Segreti e bugie in famiglia il cinema ne ha raccontati tanti. La forza di Farewell o forse, meglio, la sua sfida è raccontare al contrario – come recita il titolo italiano – il valore di “una bugia buona”, detta per affetto, per protezione, per “assumersi” in qualche modo il dolore dell’altro, come viene spiegato dalla sua mamma a Billi, l’incantevole protagonista (Awkwafina, fantastica attrice e rapper, appena incoronata ai Golden Globe), la giovane artista che deve ancora trovare la sua strada nel mondo e che, forse più degli altri, ha ancora un gran bisogno di sua nonna. A differenza di tutti gli altri familiari, infatti, lei non ci sta all’idea di mentire a Nai-Nai. “E se avesse delle cose in sospeso? Se così le togliessimo la possibilità di scegliere?”.

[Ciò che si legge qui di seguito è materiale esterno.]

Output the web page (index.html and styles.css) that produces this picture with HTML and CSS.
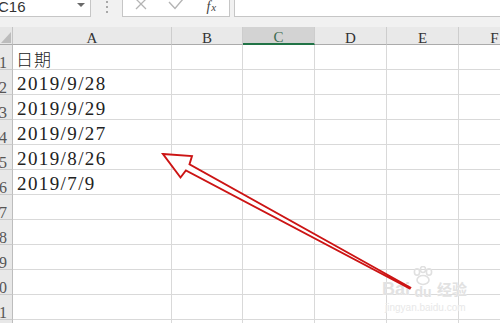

Lulu Wang con la semplicità delle massime di Confucio e lo stile ironico e scoppiettante di un dj in stato di grazia, capace di campionare tragedia greca, opera e rap, ci accompagna attraverso i grandi interrogativi dell’esistenza. Senza certamente contrapporre o suggerire primati tra il mondo visto da Oriente e da Occidente. Ma semplicemente mettendoli insieme, come alla fine fa la giovane Billi che, una volta rientrata a New York, vedremo finalmente trovare la sua strada.

Quella, del resto, che le aveva indicato Nai-Nai (struggente la scena del tai chi che ritorna), la quale a sua volta ha continuato a godere a lungo di ottima salute, come ci suggeriscono i titoli di coda, rivelandoci che il film è ispirato ad una storia vera. Di quelle piccole e invisibili che solo il grande cinema può rendere straordinarie e universali.